I never felt I had enough information to convey at a workshop, but I can tell aspiring authors to make sure the opening is enough of a grabber, make sure the characters are compelling, make sure they're interesting enough and the reader cares enough about them to keep reading, make sure the novel is structured well, so that it doesn't have a sagging middle or any pacing problems, make sure the stakes are high enough so they're in life or death situations that it seems they can't possibly get out of, make sure the secondary characters aren't mere cardboard, and a humor always helps.
And NEVER give up on your dream!
1. Let’s start with your inspirational journey to publishing. I know you’ve published 12 novels at this point, but tell us about how it all started.
I thought the way to publication would be to write short stories and get recognition that way, but my former journalism prof told me to forget that, and write a novel. The idea scared me to death, but he sent me titles of a bunch of ‘how to’ books, and I hunkered down and began. I quit my full time job, a bold move, and started the first draft of my first novel in 1981, at age 24.
2. Other than British historical romances, what genre(s) would you consider writing and why?
I love American history, so I’ve written a few books set in the U.S.—Colonial, Civil War, turn of the century, Prohibition, and the early 1960s. I’ve also written a few paranormals—ghost novels and time travels. My latest is a chick lit vampire romance set on an Italian cruise ship.
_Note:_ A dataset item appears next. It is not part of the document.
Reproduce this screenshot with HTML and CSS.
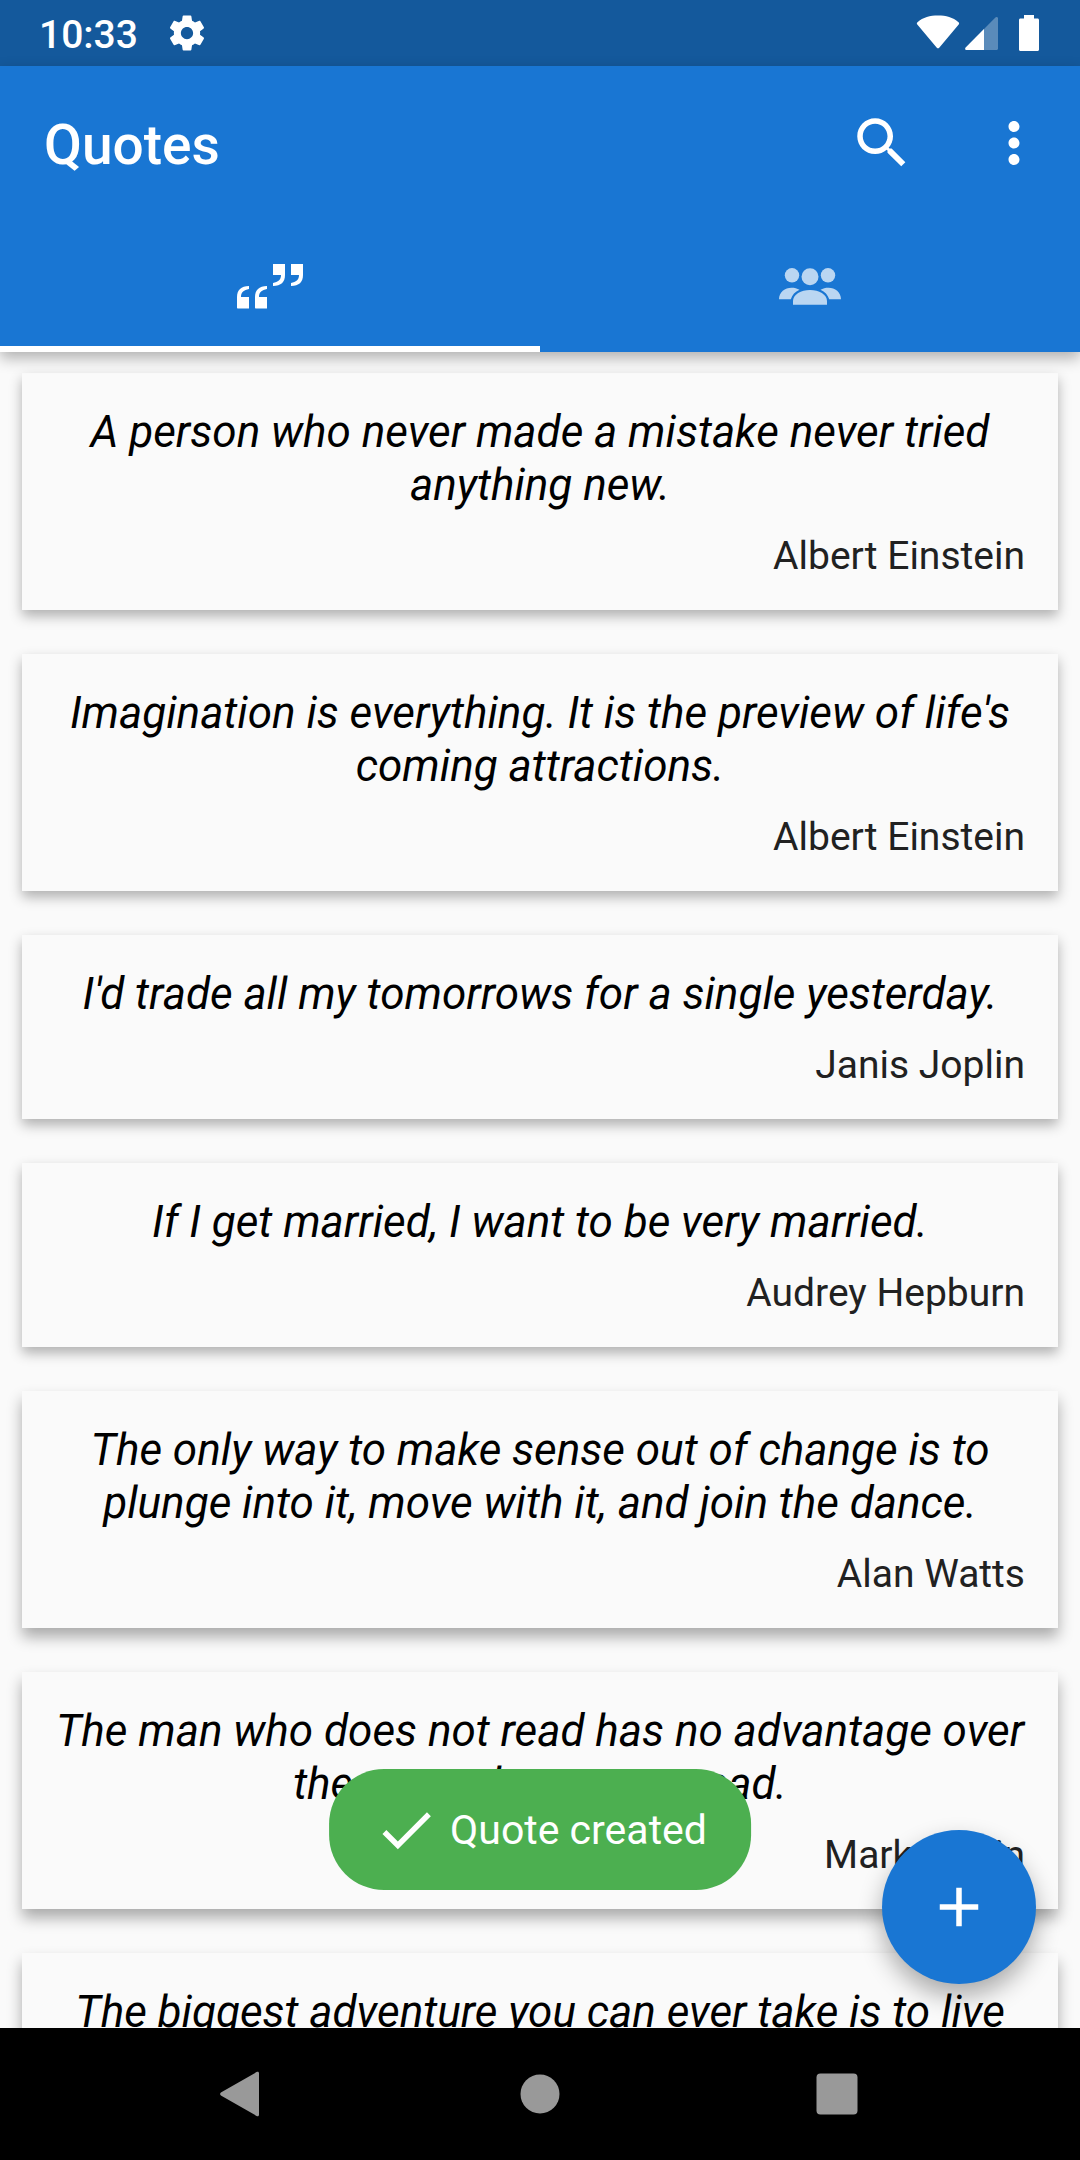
FILE: index.html
```html
<!DOCTYPE html>
<html lang="en">
<head>
<meta charset="utf-8">
<meta name="viewport" content="width=device-width, initial-scale=1">
<title>Quotes</title>
<link rel="stylesheet" href="styles.css">
</head>
<body>
<div class="status-bar">
  <span class="clock">10:33</span>
  <svg class="gear" viewBox="0 0 24 24" aria-hidden="true"><path d="M19.43 12.98c.04-.32.07-.64.07-.98s-.03-.66-.07-.98l2.11-1.65c.19-.15.24-.42.12-.64l-2-3.46c-.12-.22-.39-.3-.61-.22l-2.49 1c-.52-.4-1.08-.73-1.69-.98l-.38-2.65C14.46 2.18 14.25 2 14 2h-4c-.25 0-.46.18-.49.42l-.38 2.65c-.61.25-1.17.59-1.69.98l-2.49-1c-.23-.09-.49 0-.61.22l-2 3.46c-.13.22-.07.49.12.64l2.11 1.65c-.04.32-.07.65-.07.98s.03.66.07.98l-2.11 1.65c-.19.15-.24.42-.12.64l2 3.46c.12.22.39.3.61.22l2.49-1c.52.4 1.08.73 1.69.98l.38 2.65c.03.24.24.42.49.42h4c.25 0 .46-.18.49-.42l.38-2.65c.61-.25 1.17-.59 1.69-.98l2.49 1c.23.09.49 0 .61-.22l2-3.46c.12-.22.07-.49-.12-.64l-2.11-1.65zM12 15.5c-1.93 0-3.5-1.57-3.5-3.5s1.570-3.500 3.500-3.500 3.500 1.570 3.500 3.500-1.570 3.500-3.500 3.500z"/></svg>
  <div class="indicators">
    <svg class="wifi" viewBox="0 0 44 36" aria-hidden="true"><path d="M1.500 7.200C7 2.300 14 .5 22 .5s15 1.800 20.500 6.700c.8.700.8 1.500.2 2.300L23.200 32.700c-.7.800-1.700.8-2.400 0L1.300 9.500c-.6-.8-.6-1.600.2-2.300z"/></svg>
    <svg class="signal" viewBox="0 0 34 36" aria-hidden="true"><path opacity=".3" d="M31.500 2c1 0 1.500.6 1.500 1.500v30c0 .9-.6 1.500-1.500 1.500H1.800C.2 35-.3 33.600.7 32.500l29.700-30c.3-.3.7-.5 1.100-.5z"/><path d="M19 14v21H1.800C.2 35-.3 33.600.7 32.500z"/></svg>
    <svg class="battery" viewBox="0 0 20 36" aria-hidden="true"><path d="M5 0h10v3.500h3.500c.9 0 1.500.6 1.500 1.500v29.500c0 .9-.6 1.500-1.500 1.500h-17C.6 36 0 35.400 0 34.500V5c0-.9.6-1.500 1.500-1.500H5z"/></svg>
  </div>
</div>

<header class="app-header">
  <div class="toolbar">
    <h1 class="title">Quotes</h1>
    <button class="tool-button" type="button" aria-label="Search">
      <svg class="icon" viewBox="0 0 24 24" aria-hidden="true"><path d="M15.500 14h-.79l-.28-.27C15.410 12.590 16 11.110 16 9.500 16 5.910 13.090 3 9.500 3S3 5.910 3 9.500 5.910 16 9.500 16c1.610 0 3.090-.59 4.230-1.570l.27.28v.79l5 4.990L20.490 19l-4.990-5zm-6 0C7.010 14 5 11.990 5 9.500S7.010 5 9.500 5 14 7.010 14 9.500 11.990 14 9.500 14z"/></svg>
    </button>
    <button class="tool-button" type="button" aria-label="More options">
      <svg class="icon" viewBox="0 0 24 24" aria-hidden="true"><path d="M12 8c1.100 0 2-.9 2-2s-.9-2-2-2-2 .9-2 2 .9 2 2 2zm0 2c-1.100 0-2 .9-2 2s.9 2 2 2 2-.9 2-2-.9-2-2-2zm0 6c-1.100 0-2 .9-2 2s.9 2 2 2 2-.9 2-2-.9-2-2-2z"/></svg>
    </button>
  </div>
  <nav class="tabs">
    <button class="tab tab-active" type="button" aria-label="Quotes">
      <svg class="quotes-icon" viewBox="0 0 66 45" aria-hidden="true">
        <path d="M12 22v3c-5 1-8 3-8 8h8v11.500H1c-.6 0-1-.4-1-1V33c0-7 4-11 12-11z"/>
        <path d="M30 22v3c-5 1-8 3-8 8h8v11.500H19c-.6 0-1-.4-1-1V33c0-7 4-11 12-11z"/>
        <path d="M36 22v-3c5-1 8-3 8-8h-8V0h12v11c0 7-4 11-12 11z"/>
        <path d="M54 22v-3c5-1 8-3 8-8h-8V0h12v11c0 7-4 11-12 11z"/>
      </svg>
    </button>
    <button class="tab" type="button" aria-label="Authors">
      <svg class="people-icon" viewBox="0 0 62 37" aria-hidden="true">
        <circle cx="13" cy="7.300" r="7.200"/><circle cx="49" cy="7.300" r="7.200"/><circle cx="31" cy="8.800" r="8.500"/>
        <path d="M0 31.300C0 24 6 19.700 12.500 19.700c3 0 5.700.6 8 2.100-4.500 2-7.300 5-8.700 9.500z"/>
        <path d="M62 31.300C62 24 56 19.700 49.500 19.700c-3 0-5.700.6-8 2.100 4.500 2 7.300 5 8.700 9.500z"/>
        <path d="M14 36.700V33c0-6.500 8-11 17-11s17 4.500 17 11v3.700z"/>
      </svg>
    </button>
  </nav>
</header>

<main class="content">
  <ul class="quote-list">
    <li class="card"><p class="quote">A person who never made a mistake never tried anything new.</p><p class="author">Albert Einstein</p></li>
    <li class="card"><p class="quote">Imagination is everything. It is the preview of life's coming attractions.</p><p class="author">Albert Einstein</p></li>
    <li class="card"><p class="quote">I'd trade all my tomorrows for a single yesterday.</p><p class="author">Janis Joplin</p></li>
    <li class="card"><p class="quote">If I get married, I want to be very married.</p><p class="author">Audrey Hepburn</p></li>
    <li class="card"><p class="quote">The only way to make sense out of change is to plunge into it, move with it, and join the dance.</p><p class="author">Alan Watts</p></li>
    <li class="card"><p class="quote">The man who does not read has no advantage over the man who cannot read.</p><p class="author">Mark Twain</p></li>
    <li class="card"><p class="quote">The biggest adventure you can ever take is to live the life of your dreams.</p><p class="author">Oprah Winfrey</p></li>
  </ul>
  <div class="toast" role="status">
    <svg class="icon" viewBox="0 0 24 24" aria-hidden="true"><path d="M9 16.170L4.830 12l-1.420 1.410L9 19 21 7l-1.410-1.410z"/></svg>
    <span>Quote created</span>
  </div>
  <button class="fab" type="button" aria-label="Add quote">
    <svg class="icon" viewBox="0 0 24 24" aria-hidden="true"><path d="M19 13h-6v6h-2v-6H5v-2h6V5h2v6h6v2z"/></svg>
  </button>
</main>

<nav class="system-nav">
  <button class="nav-button" type="button" aria-label="Back">
    <svg class="nav-icon" viewBox="0 0 46 46" aria-hidden="true"><path d="M1.300 21.200 36.500 1.100c1.500-.9 2.500-.2 2.500 1.400v41c0 1.600-1 2.300-2.500 1.400L1.300 24.800c-1.600-.9-1.600-2.700 0-3.600z"/></svg>
  </button>
  <button class="nav-button" type="button" aria-label="Home">
    <svg class="nav-icon" viewBox="0 0 46 46" aria-hidden="true"><circle cx="23" cy="23" r="19.500"/></svg>
  </button>
  <button class="nav-button" type="button" aria-label="Recent apps">
    <svg class="nav-icon" viewBox="0 0 46 46" aria-hidden="true"><rect x="2.500" y="2.500" width="41" height="41" rx="4"/></svg>
  </button>
</nav>
</body>
</html>
```

FILE: styles.css
```css
* {
  box-sizing: border-box;
}

body {
  margin: 0;
  height: 100vh;
  display: flex;
  flex-direction: column;
  overflow: hidden;
  background: #fafafa;
  color: #000;
  font-family: Roboto, sans-serif;
}

button {
  padding: 0;
  border: 0;
  background: none;
  color: inherit;
  font: inherit;
}

svg {
  display: block;
  fill: currentColor;
}

.icon {
  width: 66px;
  height: 66px;
}

/* Status bar */
.status-bar {
  flex: none;
  display: flex;
  align-items: center;
  height: 66px;
  padding: 0 41px 0 39px;
  background: #14599c;
  color: #fff;
}

.clock {
  padding-top: 4px;
  font-size: 39px;
  font-weight: 500;
  line-height: 48px;
}

.gear {
  width: 42px;
  height: 42px;
  margin-left: 28px;
}

.indicators {
  display: flex;
  align-items: center;
  margin-left: auto;
}

.wifi {
  width: 44px;
  height: 36px;
}

.signal {
  width: 34px;
  height: 36px;
  margin: 0 20px 0 5px;
}

.battery {
  width: 20px;
  height: 36px;
}

/* App header */
.app-header {
  flex: none;
  position: relative;
  z-index: 1;
  background: #1976d3;
  color: #fff;
  box-shadow: 0 6px 14px rgba(0, 0, 0, 0.3);
}

.toolbar {
  display: flex;
  align-items: center;
  height: 154px;
  padding-left: 44px;
}

.title {
  flex: 1;
  margin: 0;
  padding-top: 4px;
  font-size: 55px;
  font-weight: 500;
  line-height: 64px;
}

.tool-button {
  display: flex;
  align-items: center;
  justify-content: center;
  width: 132px;
  height: 132px;
}

.tabs {
  display: flex;
}

.tab {
  flex: 1;
  display: flex;
  align-items: center;
  justify-content: center;
  height: 132px;
  color: rgba(255, 255, 255, 0.7);
}

.tab-active {
  box-shadow: inset 0 -6px #fff;
  color: #fff;
}

.quotes-icon {
  width: 66px;
  height: 45px;
}

.people-icon {
  width: 62px;
  height: 37px;
}

/* Quote list */
.content {
  flex: 1;
  position: relative;
  min-height: 0;
  overflow: hidden;
}

.quote-list {
  display: flex;
  flex-direction: column;
  gap: 44px;
  margin: 0;
  padding: 21px 22px;
  list-style: none;
}

.card {
  display: flex;
  flex-direction: column;
  gap: 21px;
  padding: 33px 33px 31px;
  background: #fafafa;
  box-shadow: 0 6px 12px rgba(0, 0, 0, 0.3);
}

.card:nth-child(n+5) {
  box-shadow: 0 9px 14px rgba(0, 0, 0, 0.32);
}

.quote {
  margin: 0;
  font-size: 44px;
  font-style: italic;
  line-height: 53px;
  text-align: center;
}

.author {
  margin: 0;
  color: #212121;
  font-size: 39px;
  line-height: 46px;
  text-align: right;
}

/* Floating elements */
.toast {
  position: absolute;
  bottom: 138px;
  left: 50%;
  display: flex;
  align-items: center;
  gap: 11px;
  padding: 28px 44px 27px;
  border-radius: 55px;
  background: #4caf50;
  color: #fff;
  font-size: 41px;
  line-height: 50px;
  white-space: nowrap;
  transform: translateX(-50%);
}

.fab {
  position: absolute;
  right: 44px;
  bottom: 44px;
  display: flex;
  align-items: center;
  justify-content: center;
  width: 154px;
  height: 154px;
  border-radius: 50%;
  background: #1976d3;
  color: #fff;
  box-shadow: 0 12px 24px rgba(0, 0, 0, 0.32);
}

/* System navigation */
.system-nav {
  flex: none;
  display: flex;
  justify-content: center;
  height: 132px;
  background: #000;
  color: #999;
}

.nav-button {
  display: flex;
  align-items: center;
  justify-content: center;
  width: 297px;
}

.nav-icon {
  width: 46px;
  height: 46px;
}
```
3. If you were going to write a non-fiction book, what would the title be? (this is my novelist’s version of the Barbara Walters’ special question of “If you were a tree what kind would you be?”)
I actually have a cookbook in the works, no title yet. I’d love to write a biography of Mayor Frank Hague of Jersey City, who was very good friends with my great grandmother in the 1930s. If only she’d kept a journal!
4. Who is your favorite romance author? Who’s your favorite non-romance author, if any? What books are you reading these days?
I don’t have any one favorite, but there are authors whose books I’ll buy if their name is on them. That includes Doug Preston & Lincoln Child (they write great thrillers together), Barbara Erskine (very eerie paranormals set in Essex, England), and Bertrice Small. She never disappoints.
5. Tell me your favorite most zany “when I was doing research for this novel you wouldn’t believe what I did/what happened” story:
I was in England with my husband on a research trip, and I got us locked in Carisbrooke Castle after it closed. We squeezed through the locked gate to finally escape.
5. How long, on average, does it take you to write a 100,000 word novel? What is your typical writing schedule like when you’re on deadline for a novel?
I give it a year, between research and writing. I’ve never had a deadline from a publisher, but I’d once sent an agent the first 3 chapters of my vampire romance. He said he’d like to see the entire ms., so I wrote ,5000 words a day til it was finished. He later rejected it. Oh, well. But at least I know I’m capable of turning out 5,000 words a day. My usual output is 2,500 words a day.
6. I know you’ve had a few, so please share your other fascinating jobs/careers. Do you, or will you ever, write full-time?
I own an engineering business with my husband, based in Cambridge. I quit my full time job at a brokerage house to write my first novel, and wrote full time for 7 years. But I wouldn’t want to write all day, every day, all the time. Our work from the business comes in spurts, which gives me time to write all day when it’s slow. But spending all day every day with no one but fictional characters drove me a little nuts.
7. Anything else you’d like to share with readers that I haven’t asked?
I’d like to tell any aspiring authors who are frustrated that it’s taken them 3, 4, 5 or more years to get that first contract, remember, I wrote for 18 years before getting ‘the call’ so never give up! Keep believing, and keep the faith! And of course, keep writing, because you’ll only get better.